Tuesday, May 22, 2012
What All The Campaigns Are About
While some of the media is still buzzing about a gaffe made by Newark, New Jersey Mayor Cory Booker over the weekend, we're actually kind of glad Mayor Booker stepped in the deep end of politics like an amateur.
For one thing, as Ezra Klein noted, Booker's greater point - that America should be having a broad debate about the real issues of leadership, instead of having to watch distracting SuperPAC commercials about non-issues - is one we, and most people who actually care about this country, agree with.
Debates on real issues, between quality candidates that actually display the qualities that prove whether a candidate is truly ready for office, are exactly what we should be having.
In fact, at a press conference yesterday, President Obama echoed that exact sentiment when a reporter asked him about the TV and web ads attacking Mitt Romney's past tenure with vulture capital firm Bain Capital. The reporter attempted to depict the ads discussing Mitt's past as a job destroyer as a distraction - as one of those kinds of distractions like the proposed SuperPAC smear from last week.
The President responded directly, “This is not a distraction. This is what this campaign is going to be about.”
The President continued, "If the main basis for [Romney] suggesting he can do a better job [as President] is his track record as the head of a private equity firm, then both the upsides and the downsides are worth examining."
“When you’re president, as opposed to the head of a private equity firm, your job is not simply to maximize profits. Your job is to figure out how everybody in the country has a fair shot," said The President. “My job [The job of President] is to take into account everybody, not just some."
That kind of head-on debate of the details that make a good officeholder is exactly what honest voters from every political background desire. We should all demand that kind of debate, and we should definitely teach that kind of critical discussion to the next generation of voters.
In Nebraska, Democratic Senate candidate Bob Kerrey seems to have that will and energy to engage in both honest debate and teaching the next generation how such debates should work.
The Cornhusker Boys and Girls State summertime citizenship conferences for teenagers invited Mr. Kerrey and GOP Senate nominee Deb Fischer to have a debate at their annual convention in Nebraska's capitol city June 5, two weeks from today. Kerrey jumped at the chance, remarking that scheduling the first debate of the general election before an audience of high school aged kids, "sends just the right message" for the campaign.
However, after months of claiming she wanted "as many debates as possible," the inexperienced challenger Fischer, was muzzled by her campaign manager - who attempted to distract the media with an ad hominem swipe at Mr. Kerrey.
The problem is, if Fischer is really the independent-minded Republican she's already claiming she is, strong leadership - the kind that will be needed in the Senate - should come directly from her, at the top of her campaign. It should be part of the platform of who she is.

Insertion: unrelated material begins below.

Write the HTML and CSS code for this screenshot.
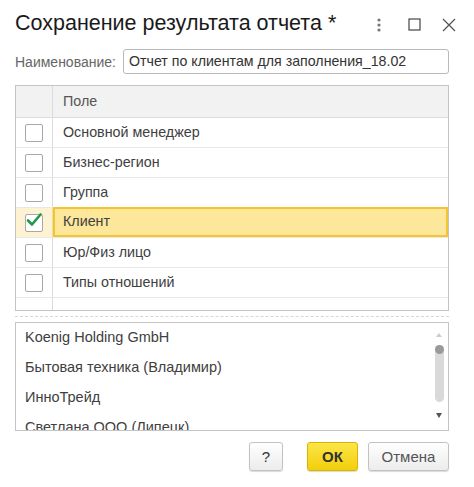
FILE: index.html
```html
<!DOCTYPE html>
<html lang="ru">
<head>
<meta charset="utf-8">
<link rel="stylesheet" href="styles.css">
</head>
<body>
<div class="dialog">
  <div class="titlebar">
    <div class="title">Сохранение результата отчета *</div>
    <div class="tools">
      <svg class="ico kebab" width="8" height="14" viewBox="0 0 8 14"><circle cx="4" cy="2" r="1.6" fill="#777"/><circle cx="4" cy="7" r="1.6" fill="#777"/><circle cx="4" cy="12" r="1.6" fill="#777"/></svg>
      <svg class="ico square" width="13" height="13" viewBox="0 0 13 13"><rect x="1" y="1" width="11" height="11" fill="none" stroke="#444" stroke-width="1.2"/></svg>
      <svg class="ico close" width="14" height="14" viewBox="0 0 14 14"><path d="M1 1 L13 13 M13 1 L1 13" stroke="#555" stroke-width="1.3" fill="none"/></svg>
    </div>
  </div>

  <div class="namerow">
    <span class="label">Наименование:</span>
    <div class="input">Отчет по клиентам для заполнения_18.02</div>
  </div>

  <div class="grid">
    <div class="row head"><div class="cb-cell"></div><div class="txt">Поле</div></div>
    <div class="row"><div class="cb-cell"><span class="cb"></span></div><div class="txt">Основной менеджер</div></div>
    <div class="row"><div class="cb-cell"><span class="cb"></span></div><div class="txt">Бизнес-регион</div></div>
    <div class="row"><div class="cb-cell"><span class="cb"></span></div><div class="txt">Группа</div></div>
    <div class="row sel"><div class="cb-cell"><span class="cb"><svg class="check" width="18" height="16" viewBox="0 0 18 16"><path d="M3 8.5 L7 12.5 L15.5 2.5" stroke="#1f9a4a" stroke-width="2.6" fill="none" stroke-linecap="round" stroke-linejoin="round"/></svg></span></div><div class="txt">Клиент</div></div>
    <div class="row"><div class="cb-cell"><span class="cb"></span></div><div class="txt">Юр/Физ лицо</div></div>
    <div class="row"><div class="cb-cell"><span class="cb"></span></div><div class="txt">Типы отношений</div></div>
    <div class="filler"><div class="cb-cell"></div><div class="txt"></div></div>
  </div>

  <div class="sep"></div>

  <div class="listbox">
    <div class="items">
      <div class="item">Koenig Holding GmbH</div>
      <div class="item">Бытовая техника (Владимир)</div>
      <div class="item">ИнноТрейд</div>
      <div class="item">Светлана ООО (Липецк)</div>
    </div>
    <div class="scroll">
      <span class="arrow up"></span>
      <span class="track"><span class="thumb"></span></span>
      <span class="arrow down"></span>
    </div>
  </div>

  <div class="buttons">
    <button class="btn help">?</button>
    <button class="btn ok">ОК</button>
    <button class="btn cancel">Отмена</button>
  </div>
</div>
</body>
</html>
```

FILE: styles.css
```css
* { box-sizing: border-box; }
html, body { margin: 0; padding: 0; background: #fff; }
body { font-family: "Liberation Sans", Arial, sans-serif; color: #404040; }

.dialog {
  width: 474px;
  height: 487px;
  padding: 0 25px 0 15px;
  display: flex;
  flex-direction: column;
}

.titlebar {
  height: 49px;
  display: flex;
  align-items: center;
  justify-content: space-between;
  margin-right: -25px;
  padding-right: 18px;
}
.title {
  font-size: 21.5px;
  color: #1a1a1a;
  padding-bottom: 2px;
}
.tools { display: flex; align-items: center; }
.ico { display: block; }
.kebab { margin-right: 25px; }
.square { margin-right: 21px; }

.namerow {
  display: flex;
  align-items: center;
  height: 25px;
}
.label {
  font-size: 14px;
  color: #666;
  width: 108px;
}
.input {
  flex: 1;
  height: 25px;
  border: 1px solid #b9b9b9;
  border-radius: 3px;
  font-size: 14.2px;
  color: #333;
  padding: 0 5px;
  line-height: 23px;
}

.grid {
  margin-top: 11px;
  border: 1px solid #c4c4c4;
}
.row, .filler {
  display: flex;
  height: 30px;
  border-bottom: 1px solid #e8e8e8;
}
.filler { height: 12px; border-bottom: none; }
.row.head {
  height: 32px;
  background: #f2f2f2;
  border-bottom: 1px solid #dcdcdc;
}
.cb-cell {
  width: 37px;
  border-right: 1px solid #dcdcdc;
  display: flex;
  align-items: center;
  justify-content: center;
  flex-shrink: 0;
}
.txt {
  flex: 1;
  font-size: 14.3px;
  line-height: 29px;
  padding-left: 10px;
  color: #404040;
}
.head .txt { color: #555; line-height: 31px; }
.cb {
  position: relative;
  width: 18px;
  height: 18px;
  border: 1px solid #a8a8a8;
  border-radius: 2px;
  background: #fff;
  display: block;
}
.check { position: absolute; left: -1px; top: -3px; }
.row.sel { background: #fdf3d2; }
.row.sel .cb-cell { border-right-color: #f0dca0; }
.row.sel .txt {
  background: #fde79a;
  border: 2px solid #f4c433;
  line-height: 25px;
  padding-left: 8px;
  margin: -1px 0 0 0;
}

.sep {
  margin-top: 5px;
  border-top: 1px dashed #d6d6d6;
  height: 0;
}

.listbox {
  margin-top: 5px;
  height: 109px;
  border: 1px solid #c4c4c4;
  display: flex;
  overflow: hidden;
}
.items { flex: 1; padding-left: 9px; }
.item {
  height: 30px;
  line-height: 29px;
  font-size: 14.5px;
  color: #404040;
}
.scroll {
  width: 14px;
  margin-right: 2px;
  display: flex;
  flex-direction: column;
  align-items: center;
  padding-top: 10px;
}
.arrow {
  width: 0; height: 0;
  border-left: 3px solid transparent;
  border-right: 3px solid transparent;
}
.arrow.up { border-bottom: 4px solid #ccc; }
.arrow.down { border-top: 5px solid #555; margin-top: 11px; }
.track {
  margin-top: 8px;
  width: 9px;
  height: 57px;
  background: #d9d9d9;
  border-radius: 5px;
  position: relative;
}
.thumb {
  position: absolute;
  left: 0; top: 0;
  width: 9px; height: 9px;
  border-radius: 50%;
  background: #9a9a9a;
}

.buttons {
  margin-top: 11px;
  display: flex;
  justify-content: flex-end;
}
.btn {
  height: 29px;
  font-family: "Liberation Sans", Arial, sans-serif;
  font-size: 15px;
  border-radius: 3px;
  border: 1px solid #c2c2c2;
  background: linear-gradient(#ffffff, #ececec);
  box-shadow: 0 1px 1px rgba(0,0,0,0.15);
  color: #444;
  padding: 0;
}
.help { width: 34px; color: #333; }
.ok {
  width: 51px;
  margin-left: 24px;
  background: linear-gradient(#fce54a, #f3cf0a);
  border-color: #d9b400;
  font-weight: bold;
  color: #333;
}
.cancel { width: 81px; margin-left: 10px; color: #555; }
```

Now, we're not going to fall to the level of Mr. Romney, or Ms. Fischer's press flack, and make outright negative and spurious claims about why Ms. Fischer chose not to debate. The fact is, Fischer's decision spoke louder than anything she could have said. It says she's not ready yet - and doesn't know when she will be.
As the President noted Monday, what his campaign - what all the campaigns this year - should be about, are real issues that display the qualities that prove whether a candidate is truly ready for office. In the case of President Obama's challenger, Mr. Romney, if Romney is going to ignore his record as Governor of Massachusetts, and focus on his record at vulture capital firm Bain Capital, then Romney's record at Bain is fair game.
If someone is merely hanging on, pointing whatever direction the SuperPACs tell them to point, they're a long way from being ready to rumble - let alone take office. Governing properly isn't for the faint of heart. If a candidate doesn't know that already, once they are in the race is not the time to be learning that lesson.